-- Raw data --
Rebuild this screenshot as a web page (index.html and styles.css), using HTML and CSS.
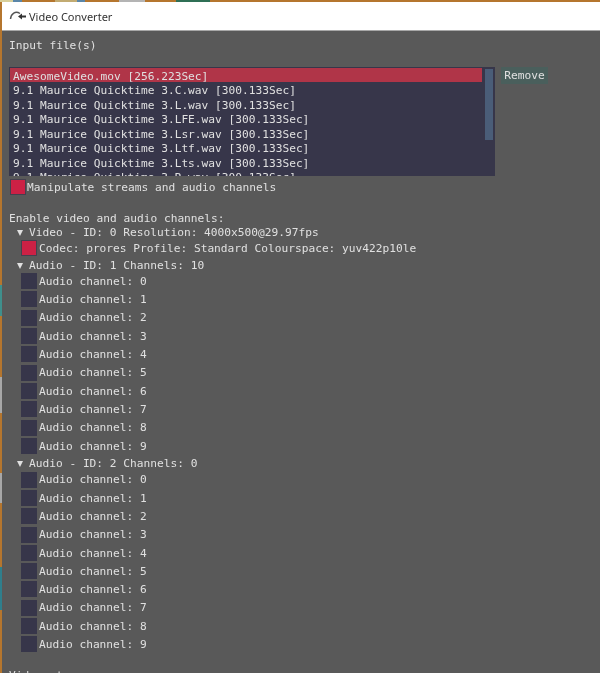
FILE: index.html
```html
<!DOCTYPE html>
<html lang="en">

<head>
    <meta charset="UTF-8">
    <title>Video Converter</title>
    <link rel="stylesheet" href="styles.css">
</head>

<body>
    <div class="window">
        <div class="titlebar">
            <svg class="app-icon" width="17" height="12" viewBox="0 0 17 12">
                <path d="M1.5 9 C2 3.5 6.5 0.5 11 3.5" fill="none" stroke="#555" stroke-width="1.5"></path>
                <path d="M9 6.5 L13 3.5 L13 5.5 L17 5.5 L17 7.5 L13 7.5 L13 9.5 Z" fill="#333"></path>
            </svg>
            <span>Video Converter</span>
        </div>

        <div class="content">
            <div class="line">Input file(s)</div>

            <div class="file-section">
                <div class="file-list">
                    <div class="file-rows">
                        <div class="file selected">AwesomeVideo.mov [256.223Sec]</div>
                        <div class="file">9.1 Maurice Quicktime 3.C.wav [300.133Sec]</div>
                        <div class="file">9.1 Maurice Quicktime 3.L.wav [300.133Sec]</div>
                        <div class="file">9.1 Maurice Quicktime 3.LFE.wav [300.133Sec]</div>
                        <div class="file">9.1 Maurice Quicktime 3.Lsr.wav [300.133Sec]</div>
                        <div class="file">9.1 Maurice Quicktime 3.Ltf.wav [300.133Sec]</div>
                        <div class="file">9.1 Maurice Quicktime 3.Lts.wav [300.133Sec]</div>
                        <div class="file">9.1 Maurice Quicktime 3.R.wav [300.133Sec]</div>
                    </div>
                    <div class="scrollbar"><div class="scroll-thumb"></div></div>
                </div>
                <button class="remove" type="button">Remove</button>
            </div>

            <div class="check-row manipulate">
                <span class="box on"></span>
                <span class="label">Manipulate streams and audio channels</span>
            </div>

            <div class="line enable">Enable video and audio channels:</div>

            <div class="line tree"><span class="arrow"></span>Video - ID: 0 Resolution: 4000x500@29.97fps</div>
            <div class="check-row codec">
                <span class="box on"></span>
                <span class="label">Codec: prores Profile: Standard Colourspace: yuv422p10le</span>
            </div>

            <div class="line tree audio"><span class="arrow"></span>Audio - ID: 1 Channels: 10</div>
            <div class="check-row channel"><span class="box"></span><span class="label">Audio channel: 0</span></div>
            <div class="check-row channel"><span class="box"></span><span class="label">Audio channel: 1</span></div>
            <div class="check-row channel"><span class="box"></span><span class="label">Audio channel: 2</span></div>
            <div class="check-row channel"><span class="box"></span><span class="label">Audio channel: 3</span></div>
            <div class="check-row channel"><span class="box"></span><span class="label">Audio channel: 4</span></div>
            <div class="check-row channel"><span class="box"></span><span class="label">Audio channel: 5</span></div>
            <div class="check-row channel"><span class="box"></span><span class="label">Audio channel: 6</span></div>
            <div class="check-row channel"><span class="box"></span><span class="label">Audio channel: 7</span></div>
            <div class="check-row channel"><span class="box"></span><span class="label">Audio channel: 8</span></div>
            <div class="check-row channel"><span class="box"></span><span class="label">Audio channel: 9</span></div>

            <div class="line tree audio"><span class="arrow"></span>Audio - ID: 2 Channels: 0</div>
            <div class="check-row channel"><span class="box"></span><span class="label">Audio channel: 0</span></div>
            <div class="check-row channel"><span class="box"></span><span class="label">Audio channel: 1</span></div>
            <div class="check-row channel"><span class="box"></span><span class="label">Audio channel: 2</span></div>
            <div class="check-row channel"><span class="box"></span><span class="label">Audio channel: 3</span></div>
            <div class="check-row channel"><span class="box"></span><span class="label">Audio channel: 4</span></div>
            <div class="check-row channel"><span class="box"></span><span class="label">Audio channel: 5</span></div>
            <div class="check-row channel"><span class="box"></span><span class="label">Audio channel: 6</span></div>
            <div class="check-row channel"><span class="box"></span><span class="label">Audio channel: 7</span></div>
            <div class="check-row channel"><span class="box"></span><span class="label">Audio channel: 8</span></div>
            <div class="check-row channel"><span class="box"></span><span class="label">Audio channel: 9</span></div>

            <div class="line streams">Video streams:</div>
        </div>
    </div>
</body>

</html>
```

FILE: styles.css
```css
html,
body {
    margin: 0;
    height: 100%;
    overflow: hidden;
}

/* desktop showing behind the window, a thin strip on top and on the left */
body {
    padding: 2px 0 0 2px;
    box-sizing: border-box;
    background-color: #b5762e;
    background-image:
        linear-gradient(90deg, #d8cf9a 0 13px, #5a86a8 13px 22px, #b5762e 22px 55px, #c2ab72 55px 77px, #5a86a8 77px 85px, #b5762e 85px 119px, #b4b4b4 119px 145px, #b5762e 145px 176px, #2f6f55 176px 210px, #b5762e 210px),
        linear-gradient(#b5762e 0 285px, #3f8f8c 285px 316px, #b5762e 316px 377px, #a8a8a8 377px 413px, #b5762e 413px 473px, #a8a8a8 473px 503px, #b5762e 503px 567px, #2f7f8c 567px 610px, #b5762e 610px);
    background-size: 100% 2px, 2px 100%;
    background-repeat: no-repeat;
}

.window {
    height: 100%;
    display: flex;
    flex-direction: column;
    background-color: #595959;
    filter: blur(0.35px);
}

.titlebar {
    height: 29px;
    flex-shrink: 0;
    box-sizing: border-box;
    display: flex;
    align-items: center;
    gap: 3px;
    padding-left: 7px;
    background-color: #fff;
    border-bottom: 1px solid #a8a8a8;
    font-family: "Noto Sans", sans-serif;
    font-size: 11px;
    color: #333;
}

.app-icon {
    flex-shrink: 0;
}

.content {
    flex: 1;
    overflow: hidden;
    padding: 7px 0 0 7px;
    font-family: "DejaVu Sans Mono", monospace;
    font-size: 11.2px;
    line-height: 16.5px;
    color: #e0e0e0;
    white-space: nowrap;
}

.line {
    height: 14.5px;
}

.file-section {
    display: flex;
    align-items: flex-start;
    gap: 6px;
    margin-top: 14px;
}

.file-list {
    width: 486px;
    height: 109px;
    box-sizing: border-box;
    display: flex;
    justify-content: space-between;
    overflow: hidden;
    padding: 1px;
    background-color: #37364a;
}

.file-rows {
    width: 472px;
}

.file {
    height: 14.5px;
    padding-left: 3px;
    line-height: 18.5px;
}

.file.selected {
    background-color: #b03548;
}

.scrollbar {
    width: 8px;
    margin-right: 1px;
    background-color: #37364a;
}

.scroll-thumb {
    width: 100%;
    height: 71px;
    margin-top: 1px;
    background-color: #4a5d78;
}

.remove {
    height: 17px;
    width: 47px;
    padding: 1px 0 0;
    border: none;
    background-color: #4a5f5c;
    color: #e0e0e0;
    font: inherit;
    line-height: 16px;
}

.check-row {
    display: flex;
    align-items: center;
    gap: 2px;
}

.label {
    padding-top: 2px;
    line-height: 14.5px;
}

.box {
    width: 16px;
    height: 16px;
    flex-shrink: 0;
    box-sizing: border-box;
    background-color: #37364a;
}

.box.on {
    border: 1px solid #45404f;
    background-color: #cc2145;
}

.manipulate {
    height: 17px;
    margin-top: 3px;
    margin-left: 1px;
    gap: 1px;
}

.enable {
    margin-top: 15px;
}

.tree {
    display: flex;
    align-items: flex-start;
    padding-left: 7px;
}

.arrow {
    width: 0;
    height: 0;
    margin: 5px 6px 0 1px;
    border-left: 3.5px solid transparent;
    border-right: 3.5px solid transparent;
    border-top: 6px solid #e0e0e0;
}

.codec {
    height: 17px;
    padding-left: 12px;
}

.audio {
    margin-top: 1px;
}

.channel {
    height: 18.3px;
    padding-left: 12px;
}

.streams {
    margin-top: 15px;
}
```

-- Task goal --
Repeat the material above word for word, please, apart from its images.

-- Full response --
Rebuild this screenshot as a web page (index.html and styles.css), using HTML and CSS.
FILE: index.html
```html
<!DOCTYPE html>
<html lang="en">

<head>
    <meta charset="UTF-8">
    <title>Video Converter</title>
    <link rel="stylesheet" href="styles.css">
</head>

<body>
    <div class="window">
        <div class="titlebar">
            <svg class="app-icon" width="17" height="12" viewBox="0 0 17 12">
                <path d="M1.5 9 C2 3.5 6.5 0.5 11 3.5" fill="none" stroke="#555" stroke-width="1.5"></path>
                <path d="M9 6.5 L13 3.5 L13 5.5 L17 5.5 L17 7.5 L13 7.5 L13 9.5 Z" fill="#333"></path>
            </svg>
            <span>Video Converter</span>
        </div>

        <div class="content">
            <div class="line">Input file(s)</div>

            <div class="file-section">
                <div class="file-list">
                    <div class="file-rows">
                        <div class="file selected">AwesomeVideo.mov [256.223Sec]</div>
                        <div class="file">9.1 Maurice Quicktime 3.C.wav [300.133Sec]</div>
                        <div class="file">9.1 Maurice Quicktime 3.L.wav [300.133Sec]</div>
                        <div class="file">9.1 Maurice Quicktime 3.LFE.wav [300.133Sec]</div>
                        <div class="file">9.1 Maurice Quicktime 3.Lsr.wav [300.133Sec]</div>
                        <div class="file">9.1 Maurice Quicktime 3.Ltf.wav [300.133Sec]</div>
                        <div class="file">9.1 Maurice Quicktime 3.Lts.wav [300.133Sec]</div>
                        <div class="file">9.1 Maurice Quicktime 3.R.wav [300.133Sec]</div>
                    </div>
                    <div class="scrollbar"><div class="scroll-thumb"></div></div>
                </div>
                <button class="remove" type="button">Remove</button>
            </div>

            <div class="check-row manipulate">
                <span class="box on"></span>
                <span class="label">Manipulate streams and audio channels</span>
            </div>

            <div class="line enable">Enable video and audio channels:</div>

            <div class="line tree"><span class="arrow"></span>Video - ID: 0 Resolution: 4000x500@29.97fps</div>
            <div class="check-row codec">
                <span class="box on"></span>
                <span class="label">Codec: prores Profile: Standard Colourspace: yuv422p10le</span>
            </div>

            <div class="line tree audio"><span class="arrow"></span>Audio - ID: 1 Channels: 10</div>
            <div class="check-row channel"><span class="box"></span><span class="label">Audio channel: 0</span></div>
            <div class="check-row channel"><span class="box"></span><span class="label">Audio channel: 1</span></div>
            <div class="check-row channel"><span class="box"></span><span class="label">Audio channel: 2</span></div>
            <div class="check-row channel"><span class="box"></span><span class="label">Audio channel: 3</span></div>
            <div class="check-row channel"><span class="box"></span><span class="label">Audio channel: 4</span></div>
            <div class="check-row channel"><span class="box"></span><span class="label">Audio channel: 5</span></div>
            <div class="check-row channel"><span class="box"></span><span class="label">Audio channel: 6</span></div>
            <div class="check-row channel"><span class="box"></span><span class="label">Audio channel: 7</span></div>
            <div class="check-row channel"><span class="box"></span><span class="label">Audio channel: 8</span></div>
            <div class="check-row channel"><span class="box"></span><span class="label">Audio channel: 9</span></div>

            <div class="line tree audio"><span class="arrow"></span>Audio - ID: 2 Channels: 0</div>
            <div class="check-row channel"><span class="box"></span><span class="label">Audio channel: 0</span></div>
            <div class="check-row channel"><span class="box"></span><span class="label">Audio channel: 1</span></div>
            <div class="check-row channel"><span class="box"></span><span class="label">Audio channel: 2</span></div>
            <div class="check-row channel"><span class="box"></span><span class="label">Audio channel: 3</span></div>
            <div class="check-row channel"><span class="box"></span><span class="label">Audio channel: 4</span></div>
            <div class="check-row channel"><span class="box"></span><span class="label">Audio channel: 5</span></div>
            <div class="check-row channel"><span class="box"></span><span class="label">Audio channel: 6</span></div>
            <div class="check-row channel"><span class="box"></span><span class="label">Audio channel: 7</span></div>
            <div class="check-row channel"><span class="box"></span><span class="label">Audio channel: 8</span></div>
            <div class="check-row channel"><span class="box"></span><span class="label">Audio channel: 9</span></div>

            <div class="line streams">Video streams:</div>
        </div>
    </div>
</body>

</html>
```

FILE: styles.css
```css
html,
body {
    margin: 0;
    height: 100%;
    overflow: hidden;
}

/* desktop showing behind the window, a thin strip on top and on the left */
body {
    padding: 2px 0 0 2px;
    box-sizing: border-box;
    background-color: #b5762e;
    background-image:
        linear-gradient(90deg, #d8cf9a 0 13px, #5a86a8 13px 22px, #b5762e 22px 55px, #c2ab72 55px 77px, #5a86a8 77px 85px, #b5762e 85px 119px, #b4b4b4 119px 145px, #b5762e 145px 176px, #2f6f55 176px 210px, #b5762e 210px),
        linear-gradient(#b5762e 0 285px, #3f8f8c 285px 316px, #b5762e 316px 377px, #a8a8a8 377px 413px, #b5762e 413px 473px, #a8a8a8 473px 503px, #b5762e 503px 567px, #2f7f8c 567px 610px, #b5762e 610px);
    background-size: 100% 2px, 2px 100%;
    background-repeat: no-repeat;
}

.window {
    height: 100%;
    display: flex;
    flex-direction: column;
    background-color: #595959;
    filter: blur(0.35px);
}

.titlebar {
    height: 29px;
    flex-shrink: 0;
    box-sizing: border-box;
    display: flex;
    align-items: center;
    gap: 3px;
    padding-left: 7px;
    background-color: #fff;
    border-bottom: 1px solid #a8a8a8;
    font-family: "Noto Sans", sans-serif;
    font-size: 11px;
    color: #333;
}

.app-icon {
    flex-shrink: 0;
}

.content {
    flex: 1;
    overflow: hidden;
    padding: 7px 0 0 7px;
    font-family: "DejaVu Sans Mono", monospace;
    font-size: 11.2px;
    line-height: 16.5px;
    color: #e0e0e0;
    white-space: nowrap;
}

.line {
    height: 14.5px;
}

.file-section {
    display: flex;
    align-items: flex-start;
    gap: 6px;
    margin-top: 14px;
}

.file-list {
    width: 486px;
    height: 109px;
    box-sizing: border-box;
    display: flex;
    justify-content: space-between;
    overflow: hidden;
    padding: 1px;
    background-color: #37364a;
}

.file-rows {
    width: 472px;
}

.file {
    height: 14.5px;
    padding-left: 3px;
    line-height: 18.5px;
}

.file.selected {
    background-color: #b03548;
}

.scrollbar {
    width: 8px;
    margin-right: 1px;
    background-color: #37364a;
}

.scroll-thumb {
    width: 100%;
    height: 71px;
    margin-top: 1px;
    background-color: #4a5d78;
}

.remove {
    height: 17px;
    width: 47px;
    padding: 1px 0 0;
    border: none;
    background-color: #4a5f5c;
    color: #e0e0e0;
    font: inherit;
    line-height: 16px;
}

.check-row {
    display: flex;
    align-items: center;
    gap: 2px;
}

.label {
    padding-top: 2px;
    line-height: 14.5px;
}

.box {
    width: 16px;
    height: 16px;
    flex-shrink: 0;
    box-sizing: border-box;
    background-color: #37364a;
}

.box.on {
    border: 1px solid #45404f;
    background-color: #cc2145;
}

.manipulate {
    height: 17px;
    margin-top: 3px;
    margin-left: 1px;
    gap: 1px;
}

.enable {
    margin-top: 15px;
}

.tree {
    display: flex;
    align-items: flex-start;
    padding-left: 7px;
}

.arrow {
    width: 0;
    height: 0;
    margin: 5px 6px 0 1px;
    border-left: 3.5px solid transparent;
    border-right: 3.5px solid transparent;
    border-top: 6px solid #e0e0e0;
}

.codec {
    height: 17px;
    padding-left: 12px;
}

.audio {
    margin-top: 1px;
}

.channel {
    height: 18.3px;
    padding-left: 12px;
}

.streams {
    margin-top: 15px;
}
```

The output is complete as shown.